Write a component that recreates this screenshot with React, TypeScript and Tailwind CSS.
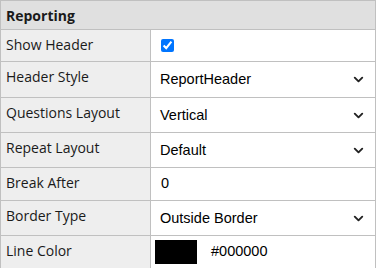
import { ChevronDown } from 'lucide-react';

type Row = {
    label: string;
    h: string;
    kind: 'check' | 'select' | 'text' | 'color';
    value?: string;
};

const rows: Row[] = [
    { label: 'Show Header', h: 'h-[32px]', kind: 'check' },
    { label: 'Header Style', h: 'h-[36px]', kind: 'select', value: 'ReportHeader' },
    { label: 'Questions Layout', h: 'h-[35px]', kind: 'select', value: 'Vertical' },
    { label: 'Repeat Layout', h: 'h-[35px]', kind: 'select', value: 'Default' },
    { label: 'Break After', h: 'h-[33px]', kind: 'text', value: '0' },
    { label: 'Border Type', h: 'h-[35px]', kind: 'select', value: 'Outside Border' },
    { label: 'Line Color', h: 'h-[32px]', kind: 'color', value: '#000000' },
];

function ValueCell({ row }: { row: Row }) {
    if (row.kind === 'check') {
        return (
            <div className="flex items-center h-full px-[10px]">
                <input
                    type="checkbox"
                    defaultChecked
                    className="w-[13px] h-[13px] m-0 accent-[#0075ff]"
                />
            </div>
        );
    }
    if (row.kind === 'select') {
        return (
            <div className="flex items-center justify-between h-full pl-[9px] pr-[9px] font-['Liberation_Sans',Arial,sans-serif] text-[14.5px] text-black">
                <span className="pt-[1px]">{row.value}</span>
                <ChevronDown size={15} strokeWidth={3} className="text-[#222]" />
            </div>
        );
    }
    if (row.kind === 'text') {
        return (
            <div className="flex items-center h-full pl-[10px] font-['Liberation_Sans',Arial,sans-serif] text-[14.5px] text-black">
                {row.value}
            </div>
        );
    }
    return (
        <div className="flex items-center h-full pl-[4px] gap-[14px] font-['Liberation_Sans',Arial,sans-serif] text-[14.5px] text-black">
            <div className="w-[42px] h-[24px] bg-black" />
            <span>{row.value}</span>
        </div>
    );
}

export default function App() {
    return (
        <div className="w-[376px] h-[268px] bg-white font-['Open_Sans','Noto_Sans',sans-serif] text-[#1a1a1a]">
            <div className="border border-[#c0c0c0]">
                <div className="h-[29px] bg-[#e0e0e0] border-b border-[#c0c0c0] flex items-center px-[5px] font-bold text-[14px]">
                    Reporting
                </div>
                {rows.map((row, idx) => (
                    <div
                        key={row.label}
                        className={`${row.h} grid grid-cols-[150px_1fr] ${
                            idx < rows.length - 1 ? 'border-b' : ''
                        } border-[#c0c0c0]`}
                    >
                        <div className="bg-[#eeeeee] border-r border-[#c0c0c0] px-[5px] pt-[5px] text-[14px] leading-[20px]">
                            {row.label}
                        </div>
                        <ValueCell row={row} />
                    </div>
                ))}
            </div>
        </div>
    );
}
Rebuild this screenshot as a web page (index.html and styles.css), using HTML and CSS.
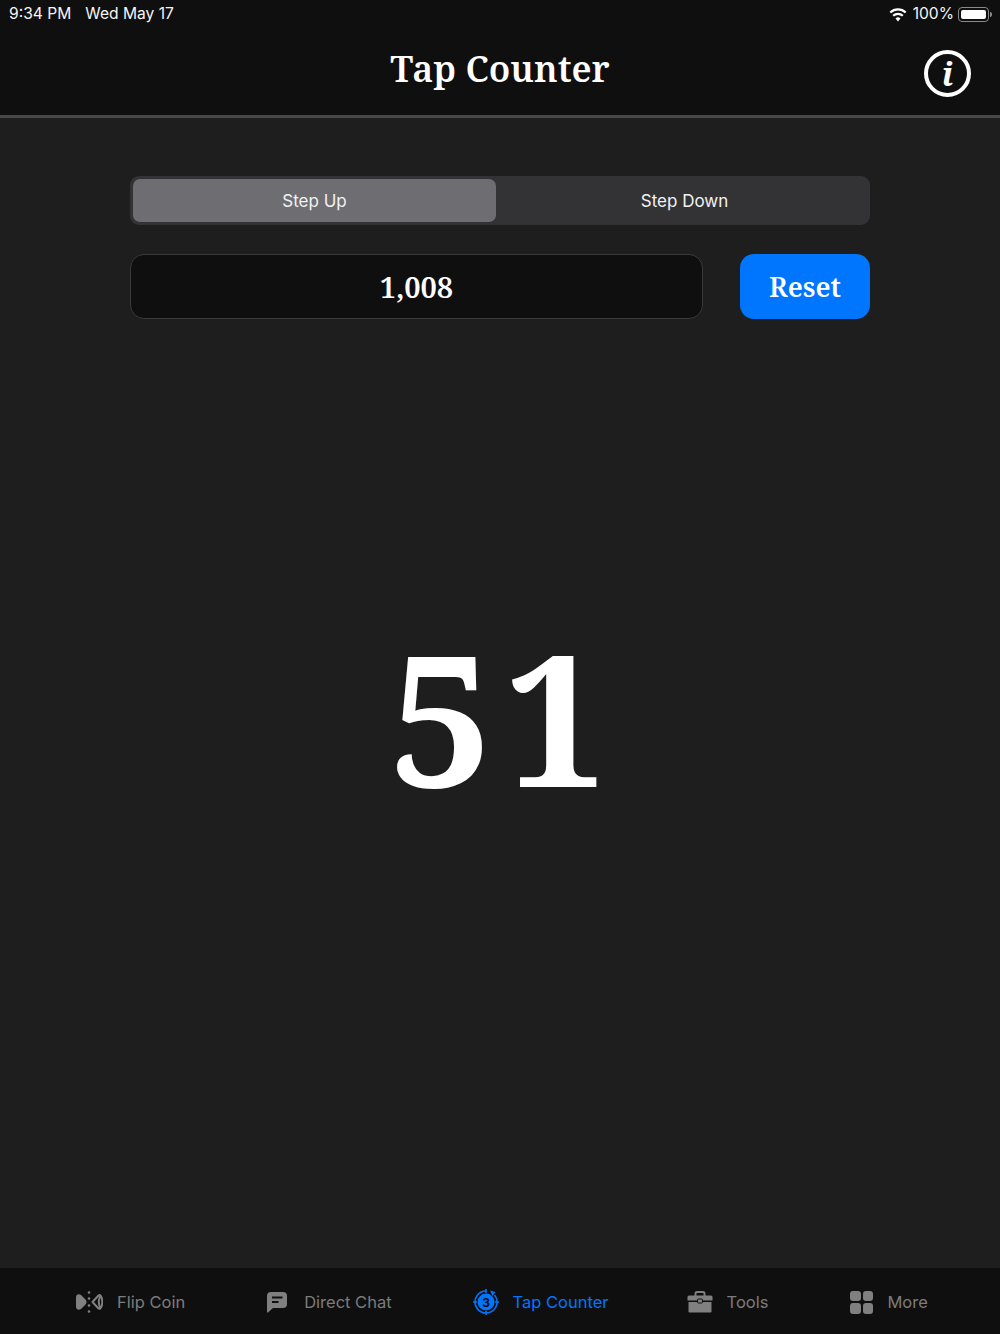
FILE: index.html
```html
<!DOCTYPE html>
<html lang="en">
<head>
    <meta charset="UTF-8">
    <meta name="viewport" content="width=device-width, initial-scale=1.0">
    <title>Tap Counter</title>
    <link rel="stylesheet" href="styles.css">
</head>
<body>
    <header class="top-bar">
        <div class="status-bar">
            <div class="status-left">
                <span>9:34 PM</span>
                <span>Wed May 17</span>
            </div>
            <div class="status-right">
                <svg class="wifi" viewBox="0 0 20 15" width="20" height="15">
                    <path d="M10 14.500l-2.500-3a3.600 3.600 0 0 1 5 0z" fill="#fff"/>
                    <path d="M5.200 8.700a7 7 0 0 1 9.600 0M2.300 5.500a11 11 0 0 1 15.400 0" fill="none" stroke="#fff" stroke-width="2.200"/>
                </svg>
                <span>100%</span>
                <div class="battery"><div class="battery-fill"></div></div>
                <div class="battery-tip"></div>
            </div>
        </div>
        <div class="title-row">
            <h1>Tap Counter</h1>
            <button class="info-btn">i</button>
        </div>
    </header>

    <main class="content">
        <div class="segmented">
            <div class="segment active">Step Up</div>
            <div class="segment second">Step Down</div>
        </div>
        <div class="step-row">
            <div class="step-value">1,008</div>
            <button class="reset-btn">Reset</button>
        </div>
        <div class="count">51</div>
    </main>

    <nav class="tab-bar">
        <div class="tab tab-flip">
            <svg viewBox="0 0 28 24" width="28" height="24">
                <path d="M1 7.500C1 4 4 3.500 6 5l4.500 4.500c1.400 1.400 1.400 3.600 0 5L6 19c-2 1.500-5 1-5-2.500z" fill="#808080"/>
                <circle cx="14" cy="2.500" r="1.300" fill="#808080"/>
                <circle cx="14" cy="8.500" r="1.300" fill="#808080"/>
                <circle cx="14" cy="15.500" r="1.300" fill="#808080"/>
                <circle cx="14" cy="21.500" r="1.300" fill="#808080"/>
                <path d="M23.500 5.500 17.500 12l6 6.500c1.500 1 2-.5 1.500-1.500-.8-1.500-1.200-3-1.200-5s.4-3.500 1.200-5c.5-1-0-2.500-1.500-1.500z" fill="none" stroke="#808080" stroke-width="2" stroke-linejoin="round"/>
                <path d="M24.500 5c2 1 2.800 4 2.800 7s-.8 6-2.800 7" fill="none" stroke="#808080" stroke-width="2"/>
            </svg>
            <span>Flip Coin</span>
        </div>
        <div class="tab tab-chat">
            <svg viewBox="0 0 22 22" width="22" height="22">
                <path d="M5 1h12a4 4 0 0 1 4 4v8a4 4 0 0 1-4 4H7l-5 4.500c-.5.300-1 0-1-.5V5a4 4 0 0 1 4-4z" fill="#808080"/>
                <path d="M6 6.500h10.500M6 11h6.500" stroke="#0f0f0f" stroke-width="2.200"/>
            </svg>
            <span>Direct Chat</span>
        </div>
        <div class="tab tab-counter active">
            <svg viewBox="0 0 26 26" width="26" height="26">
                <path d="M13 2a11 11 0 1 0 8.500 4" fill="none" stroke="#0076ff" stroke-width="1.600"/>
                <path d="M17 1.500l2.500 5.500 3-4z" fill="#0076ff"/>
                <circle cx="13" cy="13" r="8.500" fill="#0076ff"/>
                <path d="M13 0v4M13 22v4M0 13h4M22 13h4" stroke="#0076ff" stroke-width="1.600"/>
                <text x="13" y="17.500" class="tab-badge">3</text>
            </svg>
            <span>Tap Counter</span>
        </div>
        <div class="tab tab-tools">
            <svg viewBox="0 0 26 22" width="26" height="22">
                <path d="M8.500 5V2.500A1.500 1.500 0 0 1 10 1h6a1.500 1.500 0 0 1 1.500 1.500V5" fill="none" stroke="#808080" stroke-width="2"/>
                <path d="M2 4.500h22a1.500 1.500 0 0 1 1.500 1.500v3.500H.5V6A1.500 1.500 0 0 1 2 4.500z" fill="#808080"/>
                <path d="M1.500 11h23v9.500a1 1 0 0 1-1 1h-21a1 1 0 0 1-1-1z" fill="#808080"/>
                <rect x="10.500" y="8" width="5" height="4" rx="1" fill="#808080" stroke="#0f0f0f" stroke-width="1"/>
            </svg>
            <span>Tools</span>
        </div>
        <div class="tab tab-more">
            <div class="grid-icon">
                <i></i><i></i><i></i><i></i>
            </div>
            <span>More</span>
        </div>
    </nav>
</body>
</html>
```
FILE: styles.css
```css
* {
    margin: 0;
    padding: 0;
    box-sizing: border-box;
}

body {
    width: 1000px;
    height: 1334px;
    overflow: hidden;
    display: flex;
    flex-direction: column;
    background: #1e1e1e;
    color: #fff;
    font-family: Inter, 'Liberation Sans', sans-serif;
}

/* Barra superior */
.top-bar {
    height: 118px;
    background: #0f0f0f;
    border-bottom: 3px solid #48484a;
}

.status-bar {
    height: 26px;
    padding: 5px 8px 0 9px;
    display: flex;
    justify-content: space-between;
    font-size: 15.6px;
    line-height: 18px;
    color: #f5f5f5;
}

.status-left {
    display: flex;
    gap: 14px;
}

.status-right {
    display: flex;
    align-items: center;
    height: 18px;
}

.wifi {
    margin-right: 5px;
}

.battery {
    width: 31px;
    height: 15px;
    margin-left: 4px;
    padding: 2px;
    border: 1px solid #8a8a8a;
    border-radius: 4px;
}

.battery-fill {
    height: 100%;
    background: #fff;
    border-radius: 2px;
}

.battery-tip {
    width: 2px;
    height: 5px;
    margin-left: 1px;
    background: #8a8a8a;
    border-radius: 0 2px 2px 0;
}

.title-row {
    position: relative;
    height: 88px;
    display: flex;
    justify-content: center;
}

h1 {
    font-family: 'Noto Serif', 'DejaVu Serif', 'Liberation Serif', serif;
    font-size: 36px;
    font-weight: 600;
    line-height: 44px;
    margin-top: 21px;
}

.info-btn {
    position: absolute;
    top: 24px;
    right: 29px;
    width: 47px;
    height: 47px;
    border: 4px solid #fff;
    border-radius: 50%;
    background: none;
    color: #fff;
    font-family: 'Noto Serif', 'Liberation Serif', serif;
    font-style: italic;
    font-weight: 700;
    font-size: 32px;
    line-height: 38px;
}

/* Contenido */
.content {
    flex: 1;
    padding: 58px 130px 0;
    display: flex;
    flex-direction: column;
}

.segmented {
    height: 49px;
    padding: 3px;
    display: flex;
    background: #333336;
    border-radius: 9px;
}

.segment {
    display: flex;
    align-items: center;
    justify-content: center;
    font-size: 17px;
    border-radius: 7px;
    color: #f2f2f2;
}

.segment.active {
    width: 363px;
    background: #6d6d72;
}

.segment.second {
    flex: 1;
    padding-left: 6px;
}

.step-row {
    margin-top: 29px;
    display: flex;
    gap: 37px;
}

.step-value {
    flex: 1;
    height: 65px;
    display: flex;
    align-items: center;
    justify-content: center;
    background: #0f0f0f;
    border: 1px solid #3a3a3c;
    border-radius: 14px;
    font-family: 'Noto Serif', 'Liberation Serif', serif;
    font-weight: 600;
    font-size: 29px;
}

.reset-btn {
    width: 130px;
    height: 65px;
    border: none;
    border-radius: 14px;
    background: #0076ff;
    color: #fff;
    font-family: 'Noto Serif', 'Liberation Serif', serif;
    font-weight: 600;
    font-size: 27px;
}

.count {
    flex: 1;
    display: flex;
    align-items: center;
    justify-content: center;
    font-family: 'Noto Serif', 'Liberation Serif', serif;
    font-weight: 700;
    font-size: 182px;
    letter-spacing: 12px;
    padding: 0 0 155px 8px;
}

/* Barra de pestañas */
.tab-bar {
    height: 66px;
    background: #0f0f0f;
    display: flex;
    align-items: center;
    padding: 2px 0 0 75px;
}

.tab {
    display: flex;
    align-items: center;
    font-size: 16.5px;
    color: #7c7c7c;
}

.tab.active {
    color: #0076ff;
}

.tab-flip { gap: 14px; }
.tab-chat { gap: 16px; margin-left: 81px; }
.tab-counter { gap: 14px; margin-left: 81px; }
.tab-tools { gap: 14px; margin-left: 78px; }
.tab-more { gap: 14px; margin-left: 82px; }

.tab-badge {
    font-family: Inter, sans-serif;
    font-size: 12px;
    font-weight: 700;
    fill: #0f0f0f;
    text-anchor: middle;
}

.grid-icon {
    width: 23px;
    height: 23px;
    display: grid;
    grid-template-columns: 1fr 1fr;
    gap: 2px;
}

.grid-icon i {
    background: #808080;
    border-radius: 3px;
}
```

:::::

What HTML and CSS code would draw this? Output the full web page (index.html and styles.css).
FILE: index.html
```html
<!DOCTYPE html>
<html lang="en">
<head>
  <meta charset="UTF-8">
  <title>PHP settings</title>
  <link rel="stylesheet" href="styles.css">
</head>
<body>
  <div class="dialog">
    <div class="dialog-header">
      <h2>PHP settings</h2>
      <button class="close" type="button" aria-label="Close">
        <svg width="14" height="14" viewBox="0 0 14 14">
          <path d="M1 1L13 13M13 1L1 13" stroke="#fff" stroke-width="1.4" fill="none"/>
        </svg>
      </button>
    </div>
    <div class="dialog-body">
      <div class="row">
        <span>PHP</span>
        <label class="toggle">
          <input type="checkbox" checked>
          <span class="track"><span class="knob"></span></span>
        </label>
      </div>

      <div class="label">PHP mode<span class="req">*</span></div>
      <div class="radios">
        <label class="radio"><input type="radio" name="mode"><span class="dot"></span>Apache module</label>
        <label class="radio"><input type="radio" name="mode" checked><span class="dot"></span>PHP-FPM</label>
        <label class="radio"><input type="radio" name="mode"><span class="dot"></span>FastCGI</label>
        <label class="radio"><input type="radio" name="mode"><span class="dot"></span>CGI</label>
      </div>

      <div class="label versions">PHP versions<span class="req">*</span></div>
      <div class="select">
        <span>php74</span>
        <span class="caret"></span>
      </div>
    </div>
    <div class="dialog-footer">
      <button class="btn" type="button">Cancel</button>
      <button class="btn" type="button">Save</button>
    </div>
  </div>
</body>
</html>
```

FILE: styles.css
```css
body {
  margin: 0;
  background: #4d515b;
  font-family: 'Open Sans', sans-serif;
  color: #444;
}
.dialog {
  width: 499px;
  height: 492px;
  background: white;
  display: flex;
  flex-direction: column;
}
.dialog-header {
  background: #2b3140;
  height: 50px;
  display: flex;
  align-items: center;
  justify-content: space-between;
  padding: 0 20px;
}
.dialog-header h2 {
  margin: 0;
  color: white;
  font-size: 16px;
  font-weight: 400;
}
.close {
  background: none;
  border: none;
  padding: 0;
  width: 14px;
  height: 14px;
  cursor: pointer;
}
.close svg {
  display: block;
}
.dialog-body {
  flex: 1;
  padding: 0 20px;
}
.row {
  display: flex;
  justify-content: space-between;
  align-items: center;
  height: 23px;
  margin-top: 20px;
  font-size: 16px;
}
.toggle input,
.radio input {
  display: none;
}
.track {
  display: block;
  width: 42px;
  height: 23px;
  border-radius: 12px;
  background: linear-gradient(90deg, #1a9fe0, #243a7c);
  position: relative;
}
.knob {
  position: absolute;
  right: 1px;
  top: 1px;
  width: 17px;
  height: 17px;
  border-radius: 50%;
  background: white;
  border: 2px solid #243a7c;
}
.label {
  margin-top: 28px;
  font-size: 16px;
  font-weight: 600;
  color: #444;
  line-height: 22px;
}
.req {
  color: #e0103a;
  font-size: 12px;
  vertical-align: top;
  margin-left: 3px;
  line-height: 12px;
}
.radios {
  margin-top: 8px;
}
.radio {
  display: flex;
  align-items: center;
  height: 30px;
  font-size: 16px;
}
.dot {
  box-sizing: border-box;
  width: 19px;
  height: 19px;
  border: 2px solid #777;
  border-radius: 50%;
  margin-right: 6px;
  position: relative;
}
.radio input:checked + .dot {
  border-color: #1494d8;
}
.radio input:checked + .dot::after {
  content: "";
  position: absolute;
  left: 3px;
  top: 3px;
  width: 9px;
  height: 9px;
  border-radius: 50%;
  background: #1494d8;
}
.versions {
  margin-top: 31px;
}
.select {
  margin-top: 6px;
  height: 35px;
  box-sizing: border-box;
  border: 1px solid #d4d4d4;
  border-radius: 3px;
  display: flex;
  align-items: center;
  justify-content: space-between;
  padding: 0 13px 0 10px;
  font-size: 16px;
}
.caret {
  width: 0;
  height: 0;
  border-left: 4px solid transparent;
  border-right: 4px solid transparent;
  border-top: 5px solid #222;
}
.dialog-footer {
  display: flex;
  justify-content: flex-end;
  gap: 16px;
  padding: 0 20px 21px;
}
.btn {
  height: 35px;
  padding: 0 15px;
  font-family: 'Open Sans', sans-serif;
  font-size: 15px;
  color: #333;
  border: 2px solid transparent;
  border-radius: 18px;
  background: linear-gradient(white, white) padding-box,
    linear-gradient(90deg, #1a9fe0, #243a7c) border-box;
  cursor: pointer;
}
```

:::::

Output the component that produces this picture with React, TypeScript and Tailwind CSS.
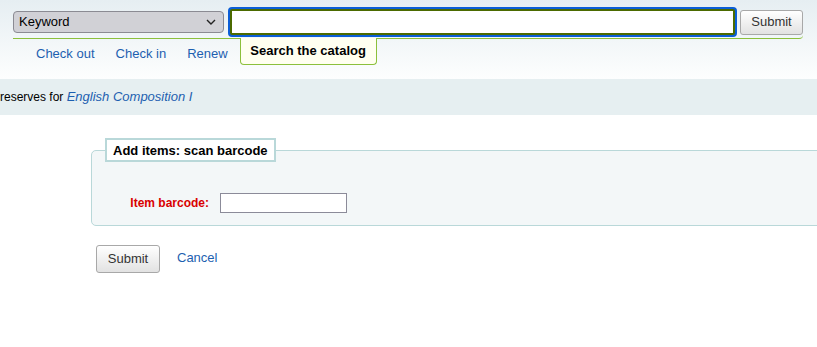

:::::

• REQUEST:
Give solely the number of lines in the data that contain the string "component".

• SOLUTION:
2